Now it might be a bit of a stretch to see the Episcopal Church as standing against the worship of worldly power. We whose historic privilege as a church caused others to refer to us as God’s frozen chosen. We are they who follow in the English tradition of tasteful elitism. Yet, the Holy Spirit has been powerfully moving is this church of ours.

We who at one time seemed the most unlikely seedbed for energetic social change now find ourselves in the vanguard of the engagement with the big cultural questions changing the way we view issues of gender, human sexuality, the dynamics of privilege and the challenges of injustice and poverty.

We may not all agree among ourselves about the solutions. Yet, we are a church that is no longer afraid to engage with the issues of our age. This throws us into the turmoil between the tradition we receive and the lives we actually live.  As a consequence, the Episcopal Church Community pays a price for carrying the cross. We are the focus of much attack and ridicule. The accusation is made that we have abandoned the Bible.
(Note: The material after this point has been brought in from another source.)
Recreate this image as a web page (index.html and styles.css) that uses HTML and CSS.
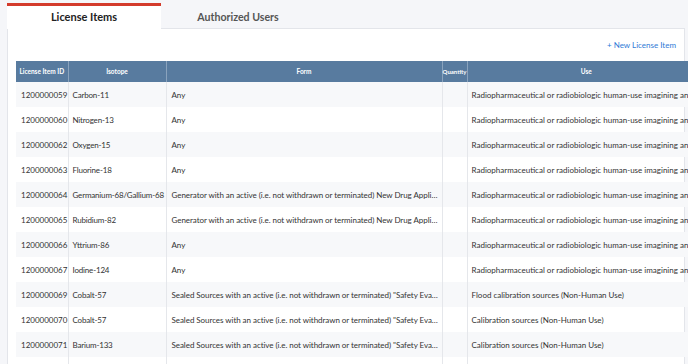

We are frequently assailed by the prophecies of our premature demise.

All of this affirms for me that we as a Church are attempting to accept the invitation Jesus makes in Mark 8.  We are far from perfect, yet we understand that to take up the cross, as Jesus exhorts us to do, leads us beyond our ego defenses to a new and transformed manner of experiencing the presence of a relational God, a God-in community in the world. This is an experience that carries a cost at the heart of which is a daily discovery that we belong with one another. 

Anyone who intends to come with me has to let me lead. You’re not in the driver’s seat; I am. Don’t run from suffering: embrace it. Follow me and I will show you how.                                                                                                                                                                                               Self help is no help at all. Self-sacrifice is the way, my way, to saving yourself, your true self.